Delaware General Corporations Law § 262 Appraisal rights.

        (a)   Any stockholder of a corporation of this State who holds shares of stock on the date of the making of a demand pursuant to subsection (d) of this section with respect to such shares, who continuously holds such shares through the effective date of the merger or consolidation, who has otherwise complied with subsection (d) of this section and who has neither voted in favor of the merger or consolidation nor consented thereto in writing pursuant to § 228 of this title shall be entitled to an appraisal by the Court of Chancery of the fair value of the stockholder's shares of stock under the circumstances described in subsections (b) and (c) of this section.
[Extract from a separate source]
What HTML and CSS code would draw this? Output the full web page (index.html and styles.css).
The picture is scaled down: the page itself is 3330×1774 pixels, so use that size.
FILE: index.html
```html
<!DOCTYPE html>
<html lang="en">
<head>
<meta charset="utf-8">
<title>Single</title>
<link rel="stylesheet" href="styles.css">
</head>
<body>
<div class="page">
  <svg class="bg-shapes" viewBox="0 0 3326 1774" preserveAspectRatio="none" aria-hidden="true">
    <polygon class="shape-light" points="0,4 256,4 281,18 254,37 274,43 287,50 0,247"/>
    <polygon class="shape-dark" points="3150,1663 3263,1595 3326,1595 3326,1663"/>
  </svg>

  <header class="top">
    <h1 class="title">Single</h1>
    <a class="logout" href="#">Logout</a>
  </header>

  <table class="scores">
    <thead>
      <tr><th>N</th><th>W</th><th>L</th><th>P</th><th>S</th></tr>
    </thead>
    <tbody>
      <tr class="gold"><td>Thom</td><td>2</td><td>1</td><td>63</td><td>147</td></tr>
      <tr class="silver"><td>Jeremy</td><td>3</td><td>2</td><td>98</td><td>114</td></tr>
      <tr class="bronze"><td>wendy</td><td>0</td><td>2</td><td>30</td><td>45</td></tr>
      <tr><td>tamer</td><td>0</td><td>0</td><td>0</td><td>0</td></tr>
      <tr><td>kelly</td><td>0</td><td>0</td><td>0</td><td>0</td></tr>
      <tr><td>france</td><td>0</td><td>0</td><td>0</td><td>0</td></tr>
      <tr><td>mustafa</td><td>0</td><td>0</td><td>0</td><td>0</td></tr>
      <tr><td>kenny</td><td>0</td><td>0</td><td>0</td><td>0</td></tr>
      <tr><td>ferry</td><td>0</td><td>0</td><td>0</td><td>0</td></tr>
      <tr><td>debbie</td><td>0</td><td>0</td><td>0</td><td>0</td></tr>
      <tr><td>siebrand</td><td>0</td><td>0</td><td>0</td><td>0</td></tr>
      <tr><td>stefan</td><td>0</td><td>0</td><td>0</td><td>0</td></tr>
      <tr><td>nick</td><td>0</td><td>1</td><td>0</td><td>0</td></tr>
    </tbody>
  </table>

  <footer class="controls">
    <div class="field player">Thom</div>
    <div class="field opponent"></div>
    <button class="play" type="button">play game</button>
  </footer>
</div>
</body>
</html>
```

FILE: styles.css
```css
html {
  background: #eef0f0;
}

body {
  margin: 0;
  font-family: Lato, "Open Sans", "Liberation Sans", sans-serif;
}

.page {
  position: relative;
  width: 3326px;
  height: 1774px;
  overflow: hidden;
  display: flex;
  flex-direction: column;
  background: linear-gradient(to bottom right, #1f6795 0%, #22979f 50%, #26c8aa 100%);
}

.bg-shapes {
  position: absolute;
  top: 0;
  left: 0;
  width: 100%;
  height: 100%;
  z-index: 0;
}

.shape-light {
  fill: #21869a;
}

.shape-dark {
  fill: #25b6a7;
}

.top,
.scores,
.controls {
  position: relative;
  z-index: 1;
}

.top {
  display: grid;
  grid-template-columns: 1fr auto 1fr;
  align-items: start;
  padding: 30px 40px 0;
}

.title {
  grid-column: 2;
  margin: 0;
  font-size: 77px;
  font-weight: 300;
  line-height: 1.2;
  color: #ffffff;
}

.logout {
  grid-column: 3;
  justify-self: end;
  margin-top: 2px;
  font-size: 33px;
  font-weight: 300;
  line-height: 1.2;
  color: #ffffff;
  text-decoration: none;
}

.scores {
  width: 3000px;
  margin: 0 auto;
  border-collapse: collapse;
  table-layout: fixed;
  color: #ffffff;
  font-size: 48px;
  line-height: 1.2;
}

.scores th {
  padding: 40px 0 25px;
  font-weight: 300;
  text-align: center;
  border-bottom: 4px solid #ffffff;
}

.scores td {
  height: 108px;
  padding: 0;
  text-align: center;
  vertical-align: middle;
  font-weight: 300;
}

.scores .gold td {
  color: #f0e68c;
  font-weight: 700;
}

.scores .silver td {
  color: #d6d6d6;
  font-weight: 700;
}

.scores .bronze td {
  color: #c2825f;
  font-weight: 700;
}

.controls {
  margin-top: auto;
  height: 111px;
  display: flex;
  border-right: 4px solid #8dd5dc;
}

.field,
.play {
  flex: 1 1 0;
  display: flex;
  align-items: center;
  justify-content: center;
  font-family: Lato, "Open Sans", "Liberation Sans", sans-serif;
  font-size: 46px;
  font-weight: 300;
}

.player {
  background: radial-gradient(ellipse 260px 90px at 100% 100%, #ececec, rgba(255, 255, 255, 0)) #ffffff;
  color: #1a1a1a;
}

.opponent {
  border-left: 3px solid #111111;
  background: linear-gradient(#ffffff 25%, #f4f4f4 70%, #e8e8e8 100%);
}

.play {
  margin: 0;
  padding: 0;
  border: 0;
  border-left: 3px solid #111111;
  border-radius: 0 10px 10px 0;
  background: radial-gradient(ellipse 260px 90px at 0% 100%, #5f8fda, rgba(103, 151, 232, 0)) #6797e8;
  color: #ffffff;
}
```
As used in this section, the word "stockholder" means a holder of record of stock in a corporation; the words "stock" and "share" mean and include what is ordinarily meant by those words; and the words "depository receipt" mean a receipt or other instrument issued by a depository representing an interest in 1 or more shares, or fractions thereof, solely of stock of a corporation, which stock is deposited with the depository.
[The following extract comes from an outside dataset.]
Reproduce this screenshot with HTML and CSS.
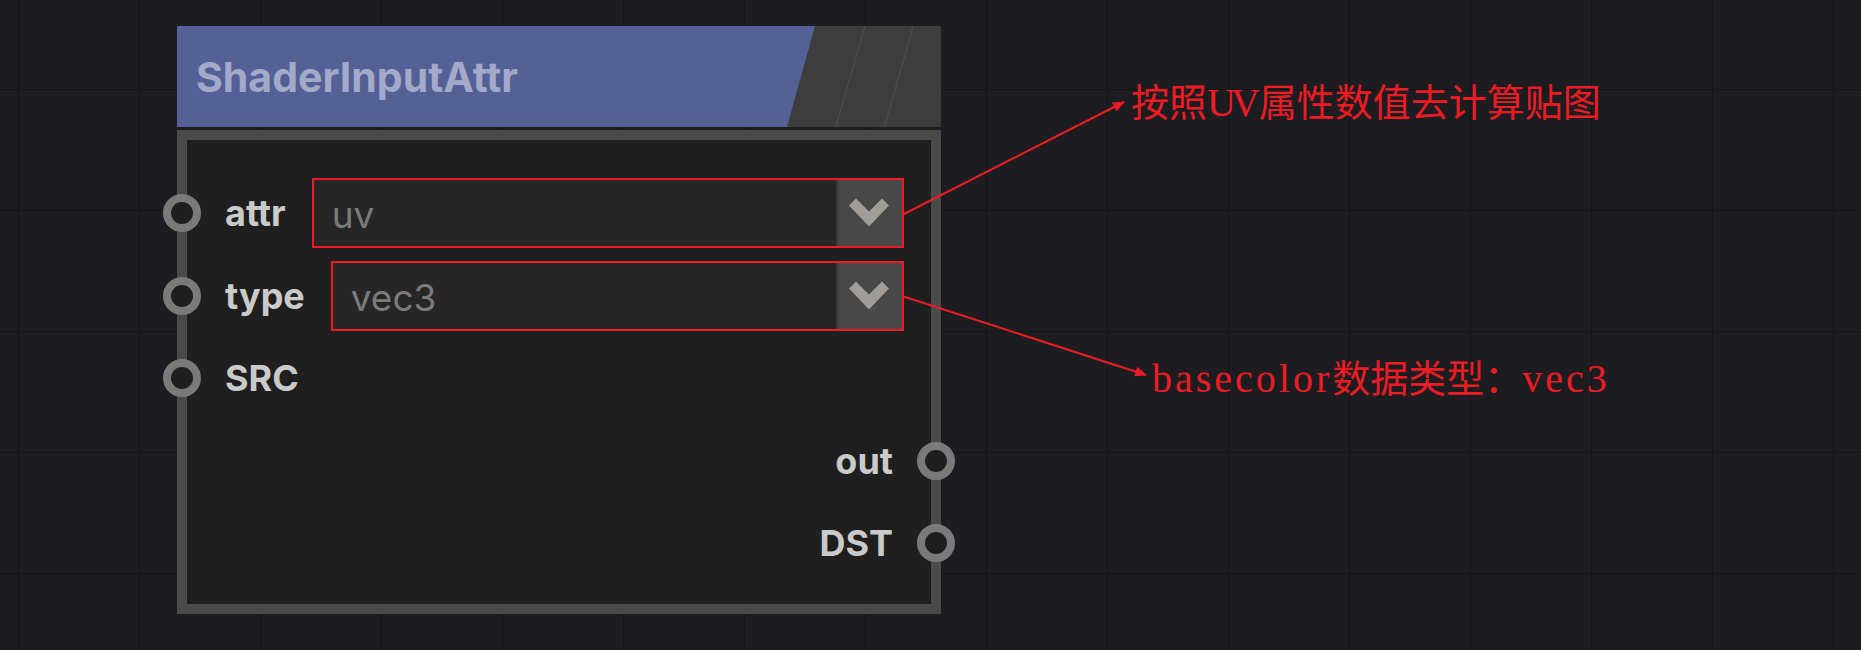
FILE: index.html
```html
<!DOCTYPE html>
<html lang="zh-CN">
<head>
    <meta charset="UTF-8">
    <title>ShaderInputAttr</title>
    <link rel="stylesheet" href="styles.css">
</head>
<body>

    <!-- Node Graph Canvas -->
    <div class="canvas">

        <!-- Node -->
        <div class="node">
            <div class="node-header">
                <div class="node-title">ShaderInputAttr</div>
                <div class="node-stripes">
                    <svg width="126" height="101" viewBox="0 0 126 101">
                        <line x1="50" y1="0" x2="20.7" y2="101" />
                        <line x1="98.3" y1="0" x2="69.3" y2="101" />
                    </svg>
                </div>
            </div>

            <div class="node-body">
                <div class="row row-in">
                    <span class="port"></span>
                    <span class="label">attr</span>
                    <div class="select marked">
                        <span class="select-value">uv</span>
                        <span class="select-btn">
                            <svg width="66" height="66" viewBox="0 0 66 66"><polygon points="13,25.5 20,18.5 33,31.5 46,18.5 53,25.5 33,46.5" /></svg>
                        </span>
                    </div>
                </div>
                <div class="row row-in">
                    <span class="port"></span>
                    <span class="label">type</span>
                    <div class="select marked">
                        <span class="select-value">vec3</span>
                        <span class="select-btn">
                            <svg width="66" height="66" viewBox="0 0 66 66"><polygon points="13,25.5 20,18.5 33,31.5 46,18.5 53,25.5 33,46.5" /></svg>
                        </span>
                    </div>
                </div>
                <div class="row row-in">
                    <span class="port"></span>
                    <span class="label">SRC</span>
                </div>
                <div class="row row-out">
                    <span class="label">out</span>
                    <span class="port"></span>
                </div>
                <div class="row row-out">
                    <span class="label">DST</span>
                    <span class="port"></span>
                </div>
            </div>
        </div>

        <!-- Annotations -->
        <svg class="arrows" width="1861" height="650" viewBox="0 0 1861 650">
            <defs>
                <marker id="head" markerWidth="12" markerHeight="10" refX="11" refY="5" orient="auto" markerUnits="userSpaceOnUse">
                    <polygon points="0,0 12,5 0,10" fill="#ed1c24" />
                </marker>
            </defs>
            <line x1="904" y1="214" x2="1124" y2="102" marker-end="url(#head)" />
            <line x1="902" y1="296" x2="1146" y2="375" marker-end="url(#head)" />
        </svg>

        <div class="note note-1">按照<span class="latin caps">UV</span>属性数值去计算贴图</div>
        <div class="note note-2"><span class="latin">basecolor</span>数据类型：<span class="latin">vec3</span></div>
    </div>

</body>
</html>
```

FILE: styles.css
```css
/* General Styling */
body {
    margin: 0;
    padding: 0;
    background: #1d1d21;
    font-family: 'Inter', 'Noto Sans', sans-serif;
}

/* Canvas with grid */
.canvas {
    position: relative;
    width: 1861px;
    height: 650px;
    overflow: hidden;
    background-color: #1d1d21;
    background-image:
        linear-gradient(to right, #141417 1px, transparent 1px),
        linear-gradient(to bottom, #141417 1px, transparent 1px);
    background-size: 121px 121px;
    background-position: 18px 89px;
}

/* Node */
.node {
    position: absolute;
    left: 177px;
    top: 26px;
    width: 764px;
    display: flex;
    flex-direction: column;
    gap: 3px;
}

.node-header {
    height: 101px;
    display: flex;
    background: #3d3d3d;
}

.node-title {
    width: 638px;
    display: flex;
    align-items: center;
    padding-left: 19px;
    box-sizing: border-box;
    background: #536196;
    clip-path: polygon(0 0, 100% 0, calc(100% - 28px) 100%, 0 100%);
    color: #a3a9c9;
    font-size: 41px;
    font-weight: 700;
}

.node-stripes {
    flex: 1;
    display: flex;
}

.node-stripes line {
    stroke: #4a4a4a;
    stroke-width: 1.5;
}

.node-body {
    height: 483.5px;
    box-sizing: border-box;
    border: 10px solid #4a4a4a;
    background: #1f1f1f;
    padding: 32px 0 19px 0;
}

/* Rows */
.row {
    height: 82.5px;
    display: flex;
    align-items: center;
}

.row-out {
    justify-content: flex-end;
}

.port {
    width: 38px;
    height: 38px;
    box-sizing: border-box;
    border: 8px solid #7a7a7a;
    border-radius: 50%;
    background: #1f1f1f;
    flex-shrink: 0;
}

.row-in .port {
    margin-left: -24px;
    margin-right: 24px;
}

.row-out .port {
    margin-left: 24px;
    margin-right: -24px;
}

.label {
    color: #cacaca;
    font-size: 36px;
    font-weight: 700;
}

/* Select */
.select {
    flex: 1;
    height: 66px;
    margin-left: 28px;
    margin-right: 29px;
    display: flex;
    align-items: center;
    background: #262626;
}

.marked {
    outline: 2px solid #ed1c24;
}

.select-value {
    flex: 1;
    padding-left: 18px;
    padding-top: 3px;
    color: #7b7b7b;
    font-size: 37px;
}

.select-btn {
    width: 66px;
    height: 66px;
    box-sizing: border-box;
    border-left: 2px solid #3a3a3a;
    background: #484848;
    display: flex;
    justify-content: center;
}

.select-btn svg {
    margin-left: -2px;
}

.select-btn polygon {
    fill: #a09d99;
}

/* Annotations */
.arrows {
    position: absolute;
    left: 0;
    top: 0;
    pointer-events: none;
}

.arrows line {
    stroke: #ed1c24;
    stroke-width: 2;
}

.note {
    position: absolute;
    color: #ed1c24;
    font-family: 'Noto Sans CJK SC', sans-serif;
    font-size: 38px;
    line-height: 1;
    white-space: nowrap;
}

.note .latin {
    font-family: 'Liberation Serif', serif;
    font-size: 40px;
    letter-spacing: 3px;
}

.note .caps {
    letter-spacing: -5px;
    padding-right: 4px;
}

.note-1 {
    left: 1131px;
    top: 81px;
}

.note-2 {
    left: 1152px;
    top: 357px;
}
```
        (b)   Appraisal rights shall be available for the shares of any class or series of stock of a constituent corporation in a merger or consolidation to be effected pursuant to § 251 (other than a merger effected pursuant to § 251(g) of this title and, subject to paragraph (b)(3) of this section, § 251(h) of this title), § 252, § 254, § 255, § 256, § 257, § 258, § 263 or § 264 of this title:

            (1)   Provided, however, that, except as expressly provided in § 363(b) of this title, no appraisal rights under this section shall be available for the shares of any class or series of stock, which stock, or depository receipts in respect thereof, at the record date fixed to determine the stockholders entitled to receive notice of the meeting of stockholders to act upon the agreement of merger or consolidation, were either: (i) listed on a national securities exchange or (ii) held of record by more than 2,000 holders; and further provided that no appraisal rights shall be available for any shares of stock of the constituent corporation surviving a merger if the merger did not require for its approval the vote of the stockholders of the surviving corporation as provided in § 251(f) of this title.

            (2)   Notwithstanding paragraph (b)(1) of this section, appraisal rights under this section shall be available for the shares of any class or series of stock of a constituent corporation if the holders thereof are required by the terms of an agreement of merger or consolidation pursuant to §§ 251, 252, 254, 255, 256, 257, 258, 263 and 264 of this title to accept for such stock anything except:

              a.     Shares of stock of the corporation surviving or resulting from such merger or consolidation, or depository receipts in respect thereof;

              b.     Shares of stock of any other corporation, or depository receipts in respect thereof, which shares of stock (or depository receipts in respect thereof) or depository receipts at the effective date of the merger or consolidation will be either listed on a national securities exchange or held of record by more than 2,000 holders;

              c.     Cash in lieu of fractional shares or fractional depository receipts described in the foregoing paragraphs (b)(2)a. and b. of this section; or

              d.     Any combination of the shares of stock, depository receipts and cash in lieu of fractional shares or fractional depository receipts described in the foregoing paragraphs (b)(2)a., b. and c. of this section.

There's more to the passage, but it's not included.